Using images doesn’t convey your message and emotion as you might hope. Just be boring and focus on quality content.

All they need to do is to move the body statement and make it the header. Then they need to prove it. The three points are a good place to start, but it’s boring. They are also pointed, not longitudinal to illustrate a trend, which is poignant given this is ticking off a box of a timing slide.

What’s the point of this slide? Seriously, can you tell in 2 seconds?

I mean there’s some value if you read into it, but what’s the real value?

What does a framework for impact mean?

Say what you want to say. Be guttural and don’t let the investor think.

When I look at this slide I see, customized, continuous, and consistent. That means nothing to me. If you are the founder and this is all you think about, sure, it might. Do not assume that investors that don’t know you do.

I like flowy charty slides to illustrate concepts, but does this work for you? A lot of space if for icons. The bottom descriptions don’t say much either without context.

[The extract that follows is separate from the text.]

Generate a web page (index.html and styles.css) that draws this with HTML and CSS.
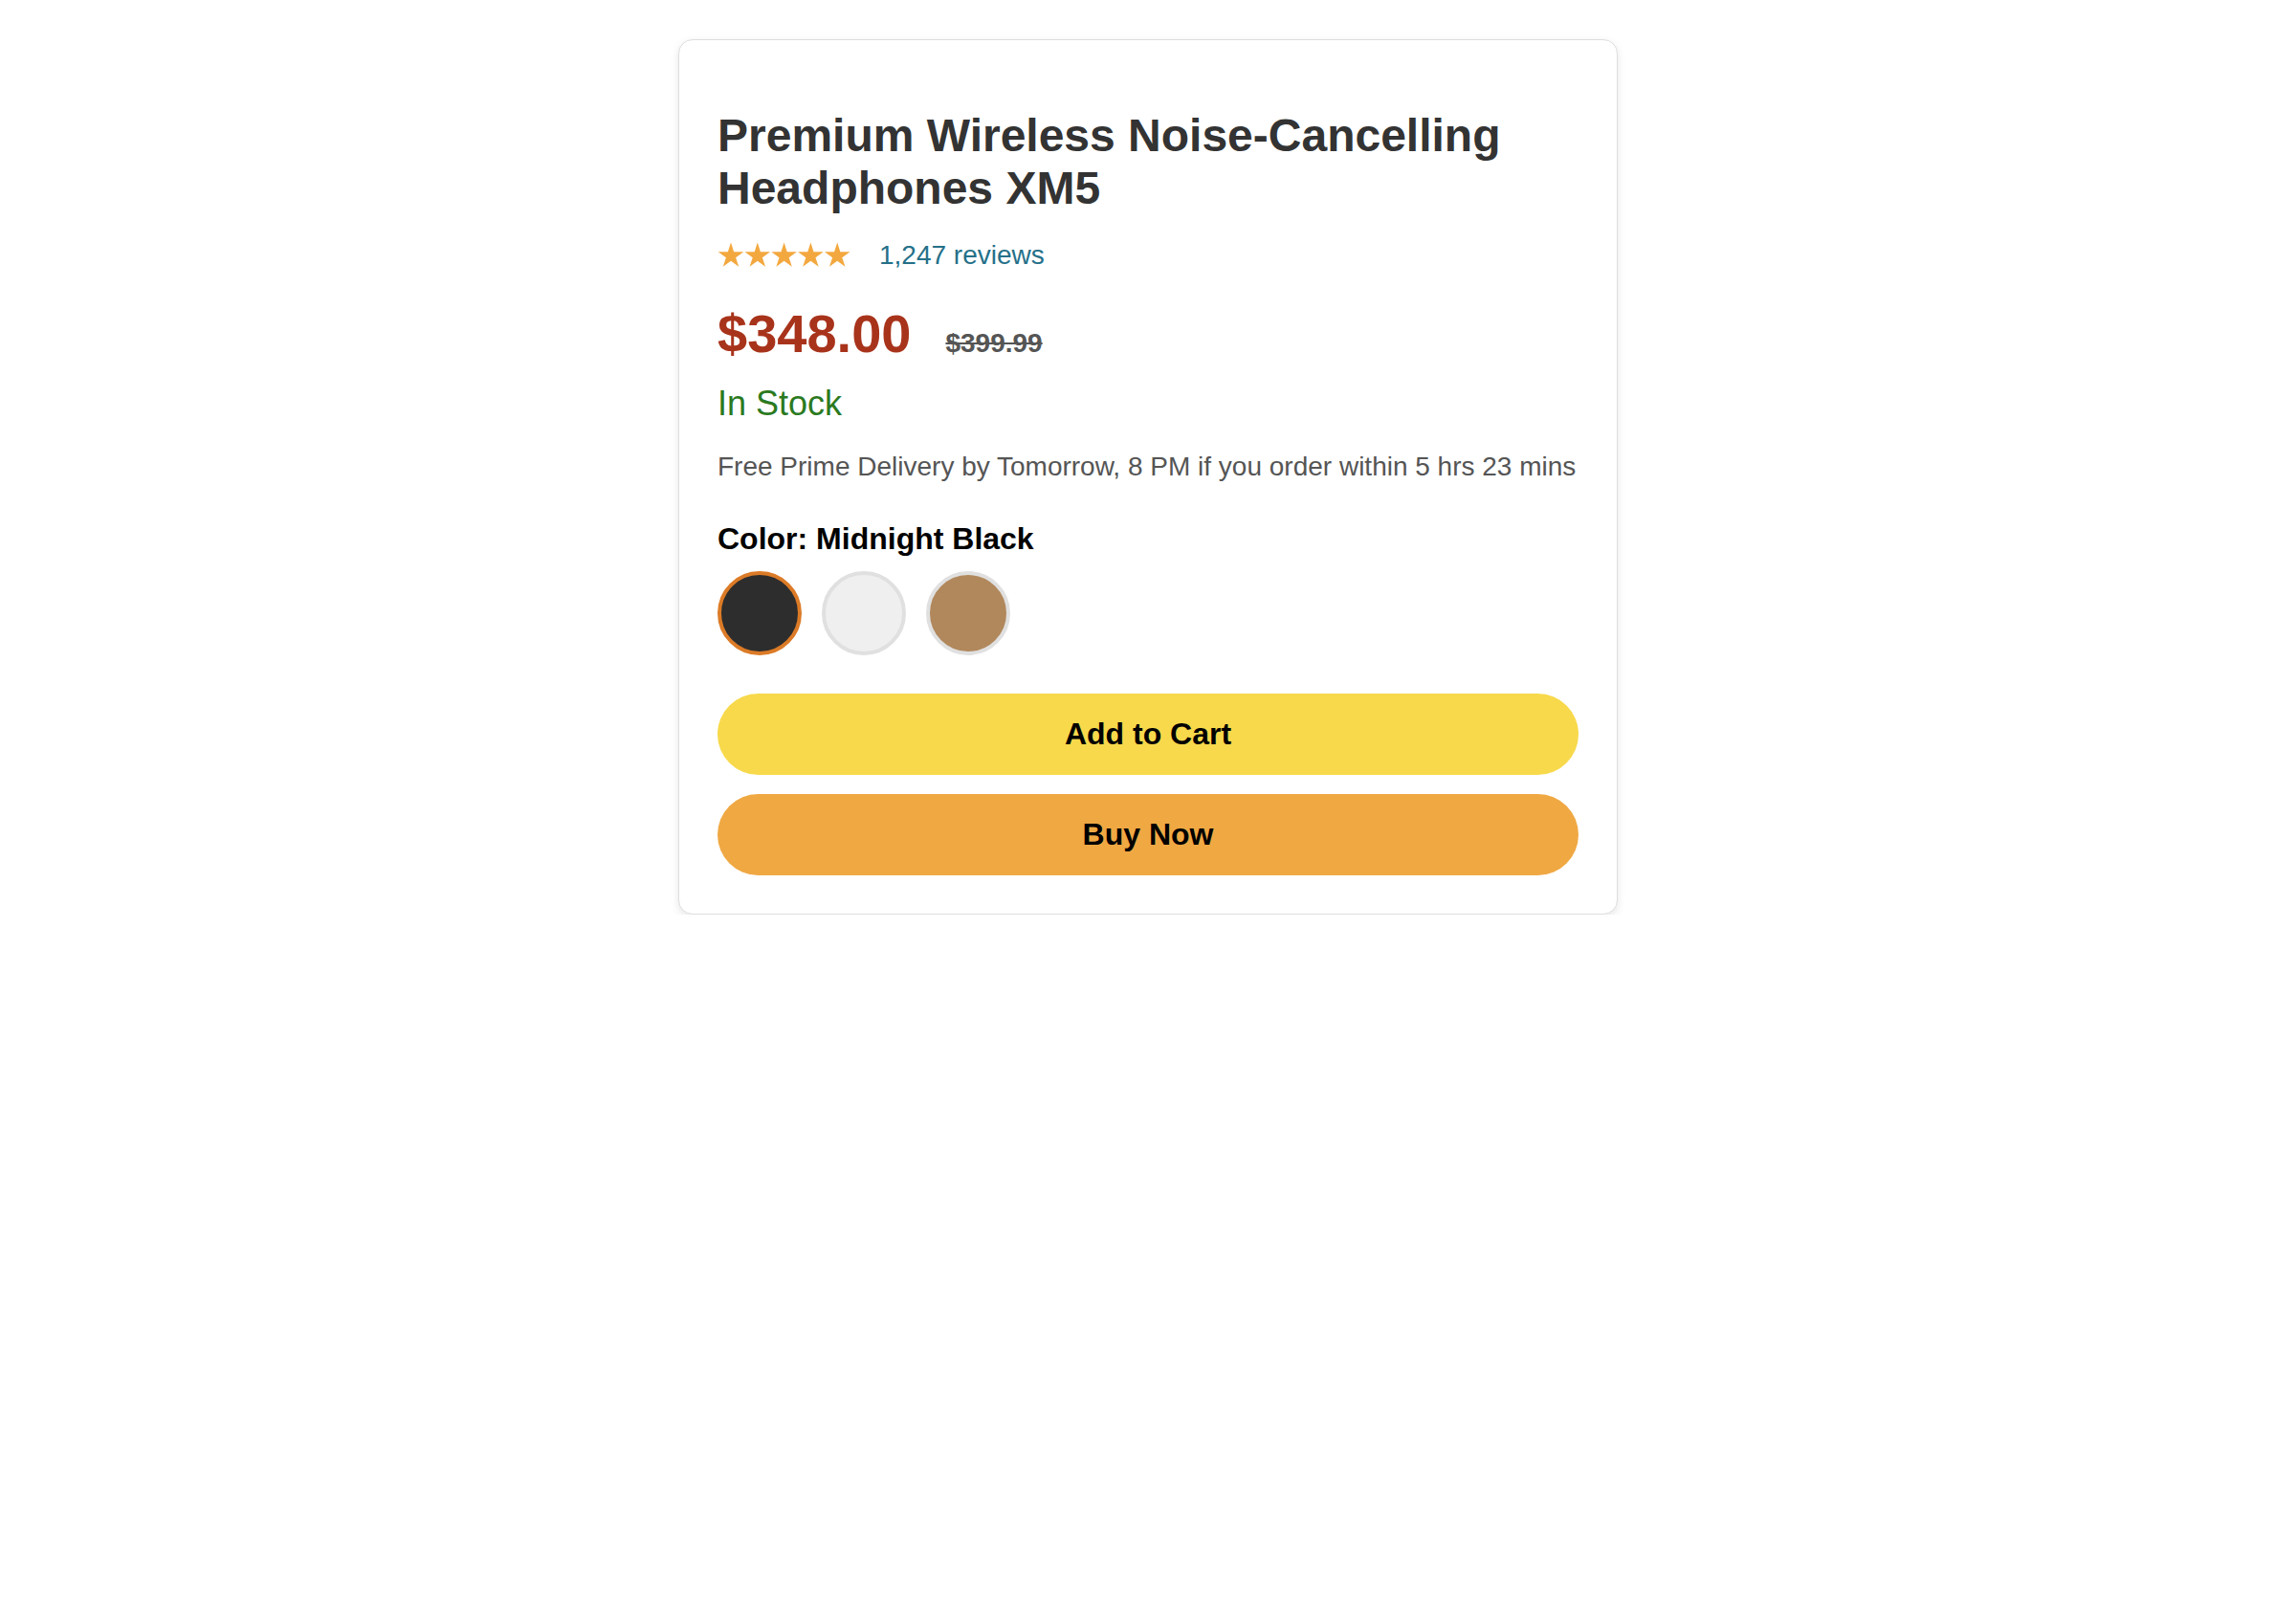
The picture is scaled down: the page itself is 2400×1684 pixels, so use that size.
FILE: index.html
```html
<!DOCTYPE html>
<html lang="en">
<head>
<meta charset="utf-8">
<title>Premium Wireless Noise-Cancelling Headphones XM5</title>
<link rel="stylesheet" href="styles.css">
</head>
<body>
<div class="page">
  <div class="card">
    <h1 class="title">Premium Wireless Noise-Cancelling Headphones XM5</h1>
    <div class="rating">
      <svg class="stars" width="139" height="26" viewBox="0 0 139 26" aria-label="5 stars">
        <defs>
          <polygon id="star" points="14,0.5 17.14,10.17 27.31,10.17 19.09,16.15 22.23,25.83 14,19.85 5.77,25.83 8.91,16.15 0.69,10.17 10.86,10.17"/>
        </defs>
        <use href="#star" x="0" fill="#f3a83f"/>
        <use href="#star" x="27.8" fill="#f3a83f"/>
        <use href="#star" x="55.6" fill="#f3a83f"/>
        <use href="#star" x="83.4" fill="#f3a83f"/>
        <use href="#star" x="111.2" fill="#f3a83f"/>
      </svg>
      <a class="reviews" href="#">1,247 reviews</a>
    </div>
    <div class="price-row">
      <span class="price">$348.00</span>
      <span class="old-price">$399.99</span>
    </div>
    <div class="stock">In Stock</div>
    <div class="delivery">Free Prime Delivery by Tomorrow, 8 PM if you order within 5 hrs 23 mins</div>
    <div class="color-label">Color: Midnight Black</div>
    <div class="swatches">
      <span class="swatch swatch-black selected"></span>
      <span class="swatch swatch-white"></span>
      <span class="swatch swatch-tan"></span>
    </div>
    <button class="btn btn-cart">Add to Cart</button>
    <button class="btn btn-buy">Buy Now</button>
  </div>
</div>
</body>
</html>
```

FILE: styles.css
```css
html, body {
  margin: 0;
  padding: 0;
  background: #ffffff;
}

body {
  font-family: "Liberation Sans", Arial, Helvetica, sans-serif;
}

.page {
  padding-top: 41px;
}

.card {
  box-sizing: border-box;
  width: 982px;
  margin: 0 auto;
  padding: 40px;
  border: 1px solid #dedede;
  border-radius: 15px;
  background: #fff;
  box-shadow: 0 3px 9px rgba(0, 0, 0, 0.1);
  display: flex;
  flex-direction: column;
}

.title {
  margin: 32px 0 0;
  font-size: 48px;
  line-height: 55px;
  font-weight: bold;
  color: #333333;
}

.rating {
  display: flex;
  align-items: center;
  gap: 30px;
  margin-top: 25px;
  height: 36px;
}

.stars {
  display: block;
  margin-top: -2px;
}

.reviews {
  font-size: 28px;
  line-height: 36px;
  color: #257089;
  text-decoration: none;
}

.price-row {
  display: flex;
  align-items: baseline;
  margin-top: 32px;
}

.price {
  font-size: 56px;
  line-height: 64px;
  font-weight: bold;
  color: #a8331b;
}

.old-price {
  margin-left: 36px;
  font-size: 28px;
  font-weight: bold;
  color: #555555;
  text-decoration: line-through;
}

.stock {
  margin-top: 20px;
  font-size: 36px;
  line-height: 42px;
  color: #2b7a1f;
}

.delivery {
  margin-top: 27px;
  font-size: 28px;
  line-height: 36px;
  color: #555555;
}

.color-label {
  margin-top: 37px;
  font-size: 32px;
  line-height: 40px;
  font-weight: bold;
  color: #000;
}

.swatches {
  display: flex;
  gap: 21px;
  margin-top: 14px;
}

.swatch {
  box-sizing: border-box;
  width: 88px;
  height: 88px;
  border-radius: 50%;
  border: 4px solid #e0e0e0;
}

.swatch-black {
  background: #2d2d2d;
}

.swatch-white {
  background: #efefef;
}

.swatch-tan {
  background: #b1885c;
}

.swatch.selected {
  border-color: #dc7b27;
}

.btn {
  display: block;
  width: 100%;
  height: 85px;
  border: none;
  border-radius: 43px;
  font-family: inherit;
  font-size: 32px;
  font-weight: bold;
  color: #000;
  cursor: pointer;
}

.btn-cart {
  margin-top: 40px;
  background: #f7d94b;
}

.btn-buy {
  margin-top: 20px;
  background: #f0a843;
}
```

There is the foundation of something here, but it doesn’t connect.

Is this meant to be a traction slide?

They love these three numbers and lots of little text under the thing.

Quotes are always super lame in a deck. You’re never going to add a bad quote. You’ll always pick the best one.

Look, the service is coaching. People get excited and drop off. After three months nothing is meaningful. For online courses, 70% of people who buy a course don’t even start.

Also, 100% of the stats are made up. Or are they?

This is a weak ass pussy (Dave Chappelle is in my head) traction slide.

It is 100% awesome that they have GE… but they don’t have GE. They probably have someone at GE trying them. They probably have “someone” at BCG who is the co-founder. dog-walker, friend, and aunty trying it out. Or maybe they have a global rollout across Fidelity? We have zero clue.

It’s a “let’s put loads of logos on a slide to impress people without context”.

Everyone does it. Don’t do it.

Ok. Big boy statements. “The best and largest network in the US”. You have… 500 coaches, what’s the point?

Aside, what’s the fascination with Sanofi?

Ok. Pretty sure not the last slide wasn’t needed. Couldn’t they just say “We have a broad base of experts with extensive networks”?

And then the deck ends. This 100% isn’t the full deck. It’s a snippet of it.